UK policy ‘devalues’ lives of disabled people

Government representatives from England, Wales, Scotland and Northern Ireland first gave evidence on the progress the UK has made since the 2016 inquiry.

Speaking at the hearing, Alexandra Gowlland, the Deputy Director of the Disability Unit (part of the Equality Hub in the Cabinet Office) said: “The UK’s follow up reports, which we have previously submitted to the committee on the inquiry, demonstrate our ongoing commitment across the UK as a whole, and across England, Scotland, Wales and Northern Ireland individually, to support disabled people.

“The UK is fully committed to implementing the UN Convention of the right of person’s with disabilities. This is through legislation … and through policies that tackle the barriers faced by disabled people in order to realise their full participation and inclusion in society.”

Ms Gowland gave various examples of the policy and legislation the UK has implemented over the past few years (such as the BSL Act and the Down Syndrome Act) before handing over to representatives of the devolved administrations to outline specific action within their jurisdictions.

However, the UK rapporteurs, who sit on the UN Committee for the Rights of Disabled People, described UK policy and practice as “a pervasive framework and rhetoric that devalues disabled people’s lives”.

Newer legislation ‘lacks transformative change’

The committee highlighted the ways the UK government has violated the UN’s Convention on the Rights of Disabled People (UNCRDP), including a regression of disabled people’s rights.

They challenged the absence of a holistic approach to delivering benefits, both across devolved governments and individuals with intersectional experiences.

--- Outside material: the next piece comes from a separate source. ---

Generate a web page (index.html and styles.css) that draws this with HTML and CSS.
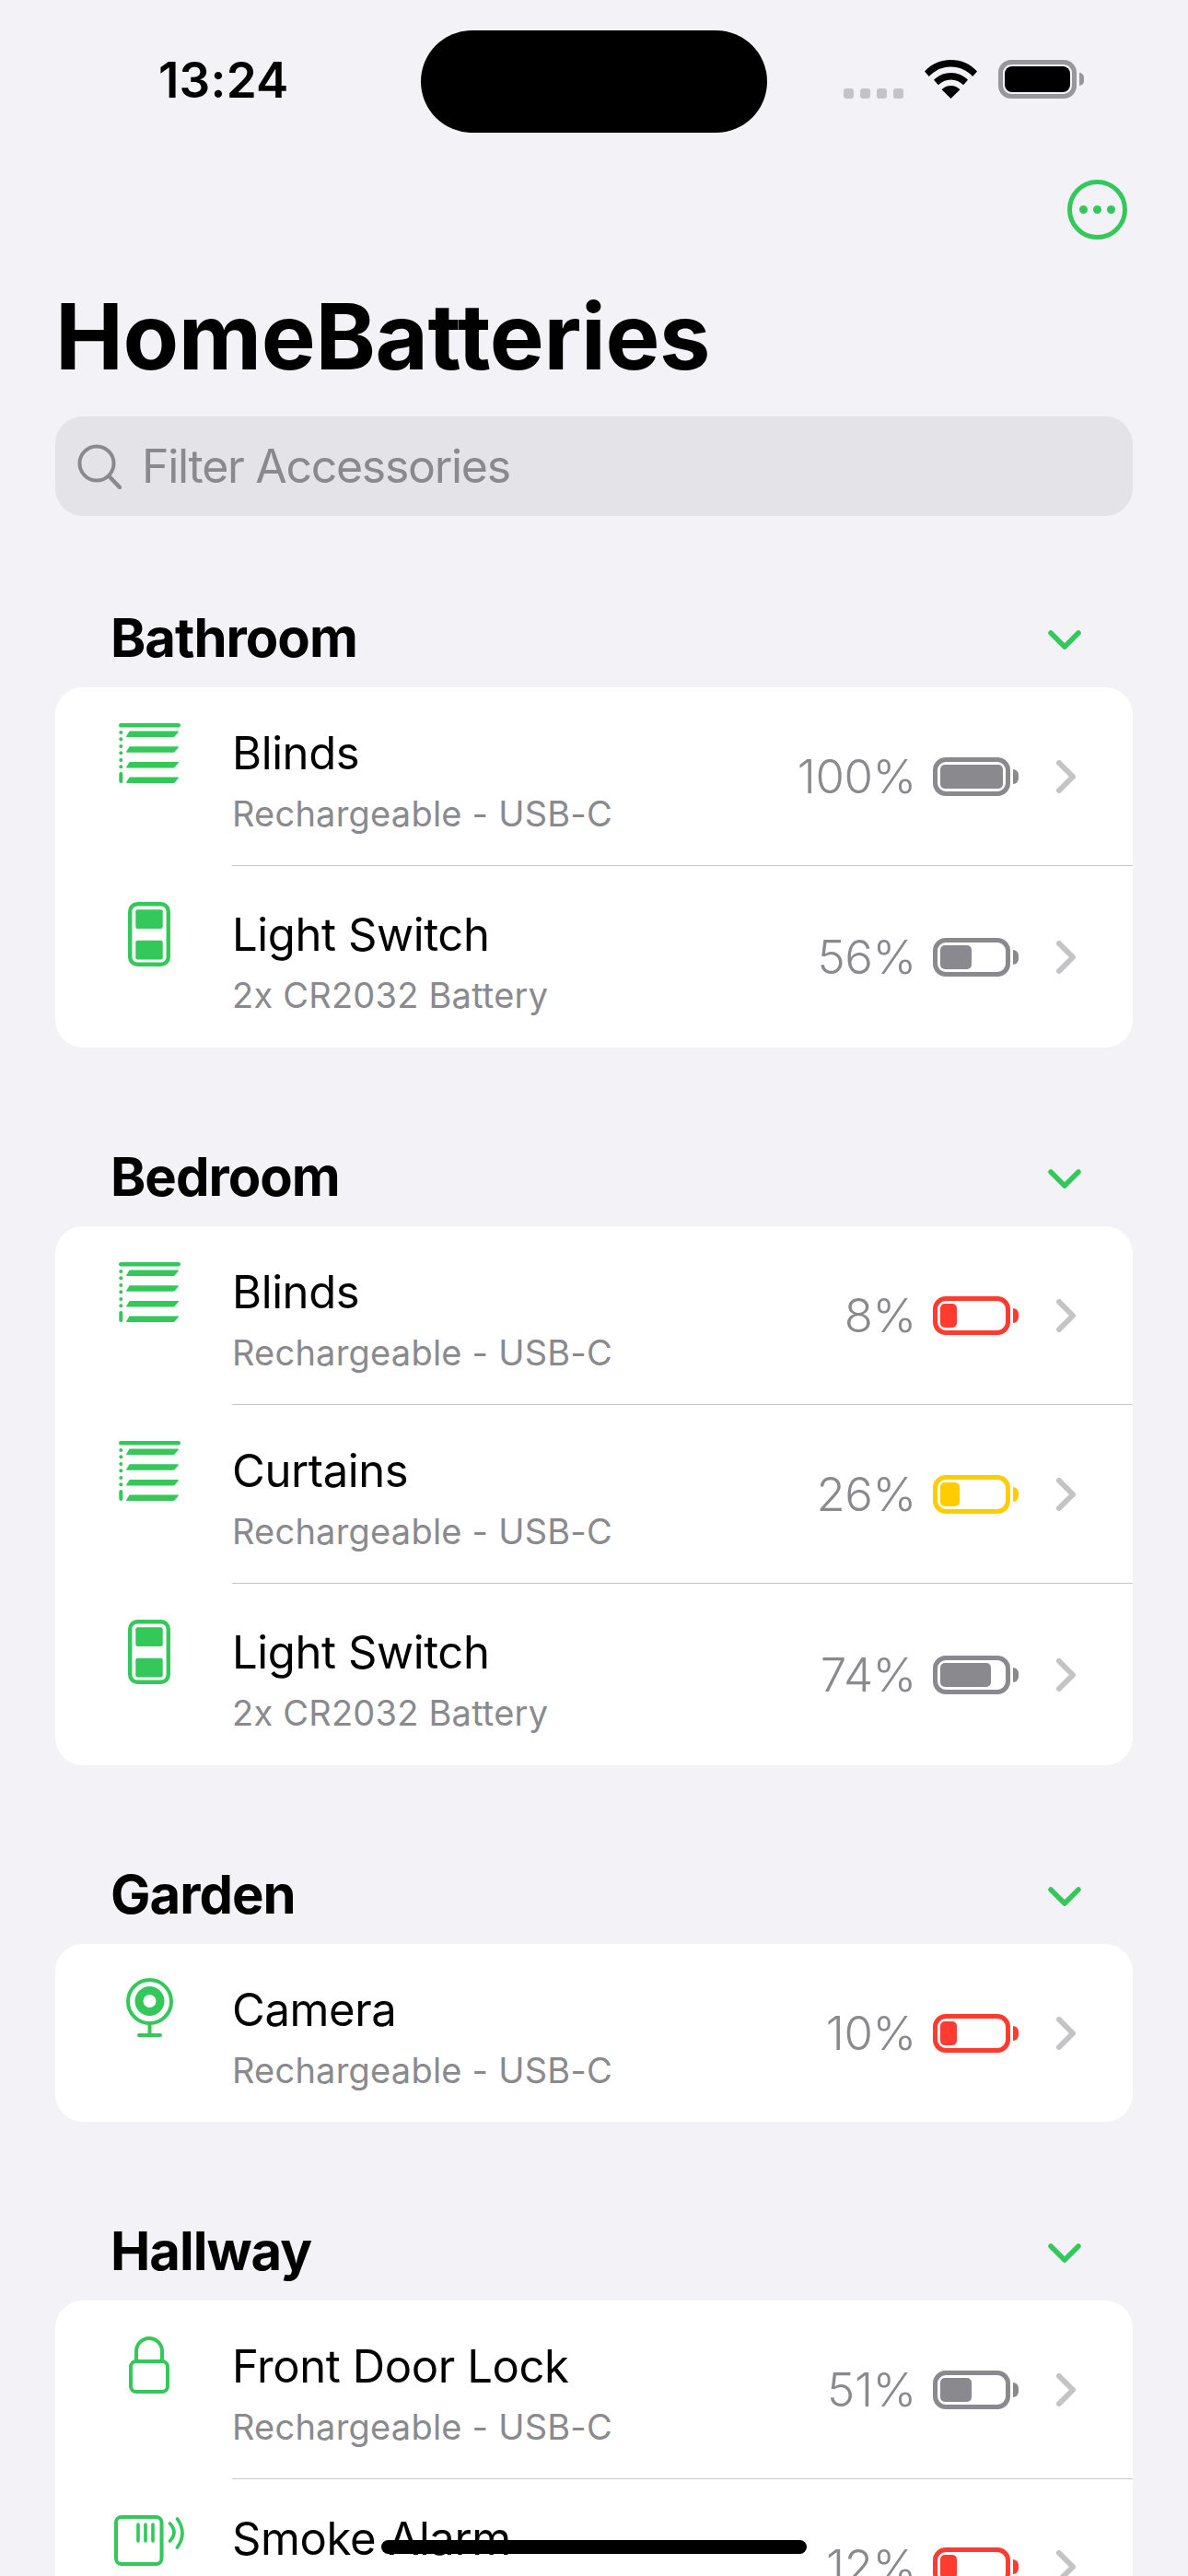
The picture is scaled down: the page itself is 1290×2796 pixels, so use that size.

Their questions to the UK Government ranged from benefit related deaths and the violence of the current social security system, to the rise in disabled people being institutionalised, incarcerated and the “increasing use of restraints, restrictive practice and coercion”.

Disability Rights UK says the government’s response to the rapporteurs’ questions “lacked any substantive answers”, with the representatives “mostly repeating” what they had already outlined during the oral evidence session.

The government continued to highlight the Disability Action Plan and Disability Strategy, but the charity says these pieces of legislation lack any ‘transformative change’.

Charity calls on public to challenge rights violations

Kamran Mallick, CEO of Disability Rights UK, said: “Although we are not surprised by the UK Government’s response today, we still feel that their refusal to properly engage with this process is an insult to all disabled people whose experiences are reflected in the evidence we’ve provided to the UN.

“Despite requesting a delay last year, they have provided us with no new evidence – instead signposting to plans and policies that create no transformative change. The delegation shared all the ways they believe they’ve created progress for disabled people’s rights – but they know, just as we do, that no progress has been made. In fact, we have gone backwards.

“Accessing our basic support is not a luxury – whether that be getting a GP appointment on the day that you call, or having a social security system that works for all of us. Just because our government refuses to take responsibility on their failure to deliver this, that doesn’t mean that it’s not unacceptable.

“The world is watching, and UK government can no longer claim to be a leader in disability rights. We will continue to challenge these rights violations and ask that you join us by writing to your MP and supporting the Disabled People’s Manifesto.”